In April 1976, S.E. Rykoff & Co. announced plans to build a new 250,000-square-foot (23,000 m2) distribution center in the Bay Area of San Francisco with delivery in October 1977. The new distribution center replaced the 70,000-square-foot (6,500 m2) center that was acquired with the purchase of C.L. Chaban Co. in 1973. The new distribution center would provide much better service to Rykoff’s customers in the Bay Area, northern and central California.
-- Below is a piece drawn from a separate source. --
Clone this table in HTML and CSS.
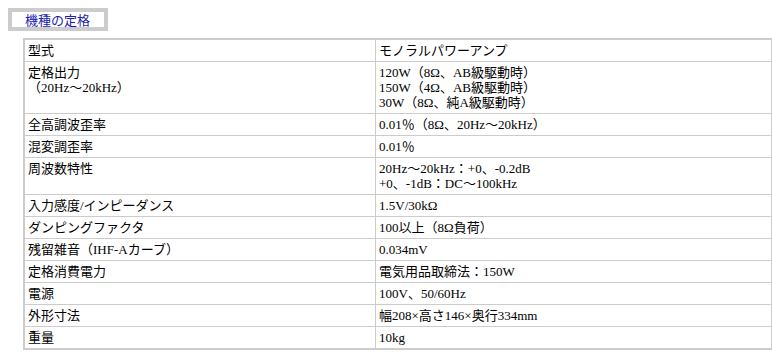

In September 1977, S.E. Rykoff & Co. purchased the business and assets of Food Service and Design Corp. of Boston for an undisclosed sum. Roger W. Coleman’s vision was to expand Rykoff’s foodservice equipment sales on the east coast by providing kitchen and restaurant design. Foodservice equipment such as dish washers, ranges, ovens, mixers etc. have much higher margins than wholesale groceries. In addition, Rykoff’s equipment customers tended to purchase their groceries for Rykoff.

In 1979, S.E. Rykoff & Co. decided to close the metropolitan New York Division. Rykoff originally expanded into the New York market by purchasing the Louis Ender food company. The distance between Los Angeles and New York proved too much from a management stand point. The division had lost money between 1976 and 1978. A strike in early 1979 by the Teamsters would result in continued losses, the result was S.E. Rykoff & Co. decided to close the operations.

By 1981, the entire US foodservice industry was $51 billion dollars and the largest foodservice distributor only had 3% of the market. S.E. Rykoff & Co. was the largest foodservice distributor on the west coast. The company was generating $315 million in sales and had over 500 salesmen working on 40% commission. 65% of Rykoff’s sales were from house brands and 35% from nonfood items like glassware, cooking equipment and restaurant supplies. At this time, Roger W. Coleman, CEO was on recorded saying that he believed that the wholesale food industry would not consolidate and no company would dominate nationally, largely because of great regional differences.